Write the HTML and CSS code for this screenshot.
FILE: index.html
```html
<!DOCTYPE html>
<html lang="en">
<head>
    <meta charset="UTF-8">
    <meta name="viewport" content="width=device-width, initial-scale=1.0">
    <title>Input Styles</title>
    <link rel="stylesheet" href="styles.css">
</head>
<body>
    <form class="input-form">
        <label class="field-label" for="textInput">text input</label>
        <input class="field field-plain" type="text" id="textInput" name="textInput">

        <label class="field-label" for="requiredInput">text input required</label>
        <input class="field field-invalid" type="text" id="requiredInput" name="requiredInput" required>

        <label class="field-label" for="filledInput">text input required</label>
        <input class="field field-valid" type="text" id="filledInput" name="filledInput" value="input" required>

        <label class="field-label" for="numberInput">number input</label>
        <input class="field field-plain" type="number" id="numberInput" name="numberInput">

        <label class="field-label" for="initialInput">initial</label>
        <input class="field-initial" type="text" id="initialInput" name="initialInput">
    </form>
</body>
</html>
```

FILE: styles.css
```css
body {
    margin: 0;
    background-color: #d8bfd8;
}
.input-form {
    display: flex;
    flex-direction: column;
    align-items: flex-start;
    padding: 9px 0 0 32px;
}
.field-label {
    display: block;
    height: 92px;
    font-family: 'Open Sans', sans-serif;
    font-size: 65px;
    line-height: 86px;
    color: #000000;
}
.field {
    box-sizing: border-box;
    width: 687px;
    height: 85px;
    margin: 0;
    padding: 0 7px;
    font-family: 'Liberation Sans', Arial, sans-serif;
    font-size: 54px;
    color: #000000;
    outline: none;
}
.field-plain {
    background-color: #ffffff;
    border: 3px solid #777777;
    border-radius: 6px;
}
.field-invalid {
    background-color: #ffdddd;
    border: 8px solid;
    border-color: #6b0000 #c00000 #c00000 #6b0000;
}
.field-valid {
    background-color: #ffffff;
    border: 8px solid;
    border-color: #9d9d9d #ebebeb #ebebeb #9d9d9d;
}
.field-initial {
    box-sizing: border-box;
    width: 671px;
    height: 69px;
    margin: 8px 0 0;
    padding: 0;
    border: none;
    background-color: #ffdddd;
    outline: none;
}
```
———
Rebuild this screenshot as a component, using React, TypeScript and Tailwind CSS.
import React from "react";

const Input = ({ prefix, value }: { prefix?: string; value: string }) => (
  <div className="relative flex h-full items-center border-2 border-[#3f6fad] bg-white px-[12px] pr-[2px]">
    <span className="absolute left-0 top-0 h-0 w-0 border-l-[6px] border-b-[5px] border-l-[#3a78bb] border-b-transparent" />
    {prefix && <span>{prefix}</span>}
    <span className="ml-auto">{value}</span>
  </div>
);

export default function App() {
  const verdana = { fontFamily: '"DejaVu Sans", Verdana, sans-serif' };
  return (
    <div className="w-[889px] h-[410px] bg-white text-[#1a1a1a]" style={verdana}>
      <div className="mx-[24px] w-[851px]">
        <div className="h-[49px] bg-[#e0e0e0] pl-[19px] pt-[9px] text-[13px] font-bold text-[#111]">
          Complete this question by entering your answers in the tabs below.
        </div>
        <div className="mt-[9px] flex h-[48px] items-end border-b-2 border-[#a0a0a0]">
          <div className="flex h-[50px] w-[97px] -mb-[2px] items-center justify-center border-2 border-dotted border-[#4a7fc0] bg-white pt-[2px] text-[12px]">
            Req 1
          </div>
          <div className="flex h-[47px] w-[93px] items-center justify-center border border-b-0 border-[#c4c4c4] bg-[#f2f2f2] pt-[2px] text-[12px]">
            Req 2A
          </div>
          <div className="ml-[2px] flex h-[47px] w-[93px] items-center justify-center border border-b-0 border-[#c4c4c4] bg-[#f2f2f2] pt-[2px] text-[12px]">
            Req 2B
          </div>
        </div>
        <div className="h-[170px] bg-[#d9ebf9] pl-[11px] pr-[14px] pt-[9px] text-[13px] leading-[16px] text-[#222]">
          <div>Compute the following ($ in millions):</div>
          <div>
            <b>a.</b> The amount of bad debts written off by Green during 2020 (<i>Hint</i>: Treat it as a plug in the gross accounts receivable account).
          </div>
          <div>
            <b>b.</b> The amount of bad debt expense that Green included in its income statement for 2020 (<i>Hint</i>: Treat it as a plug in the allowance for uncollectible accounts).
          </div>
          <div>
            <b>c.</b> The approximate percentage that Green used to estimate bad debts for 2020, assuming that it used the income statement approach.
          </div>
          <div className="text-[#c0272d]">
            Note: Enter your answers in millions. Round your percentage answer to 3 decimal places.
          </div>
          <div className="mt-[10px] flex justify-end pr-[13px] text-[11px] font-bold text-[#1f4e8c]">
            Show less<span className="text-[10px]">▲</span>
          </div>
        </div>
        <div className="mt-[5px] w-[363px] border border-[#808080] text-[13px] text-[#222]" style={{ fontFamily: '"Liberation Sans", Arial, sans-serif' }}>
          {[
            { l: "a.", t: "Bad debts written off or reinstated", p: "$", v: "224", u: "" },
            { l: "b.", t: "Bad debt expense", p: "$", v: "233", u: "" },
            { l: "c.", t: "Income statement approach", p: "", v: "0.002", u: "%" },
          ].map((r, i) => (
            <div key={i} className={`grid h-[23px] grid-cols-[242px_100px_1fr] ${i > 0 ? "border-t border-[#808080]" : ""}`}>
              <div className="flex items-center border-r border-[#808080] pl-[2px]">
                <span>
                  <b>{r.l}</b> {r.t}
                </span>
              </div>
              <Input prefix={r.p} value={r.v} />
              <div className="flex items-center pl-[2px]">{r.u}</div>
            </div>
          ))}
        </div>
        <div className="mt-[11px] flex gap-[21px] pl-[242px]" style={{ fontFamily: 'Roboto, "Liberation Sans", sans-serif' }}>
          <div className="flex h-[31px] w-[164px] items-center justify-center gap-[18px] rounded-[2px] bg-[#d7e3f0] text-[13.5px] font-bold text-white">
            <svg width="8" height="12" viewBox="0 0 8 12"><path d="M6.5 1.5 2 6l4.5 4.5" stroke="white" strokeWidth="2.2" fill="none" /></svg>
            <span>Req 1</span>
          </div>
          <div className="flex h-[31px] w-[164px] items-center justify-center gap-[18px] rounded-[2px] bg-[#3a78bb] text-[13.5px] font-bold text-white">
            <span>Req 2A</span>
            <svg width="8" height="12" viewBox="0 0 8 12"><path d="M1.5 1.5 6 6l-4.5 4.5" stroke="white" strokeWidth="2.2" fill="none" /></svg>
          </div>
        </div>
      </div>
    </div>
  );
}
———
▶ _Written task_:
From the entries above, copy every line that holds the word "React".

▶ _Result_:
Rebuild this screenshot as a component, using React, TypeScript and Tailwind CSS.
import React from "react";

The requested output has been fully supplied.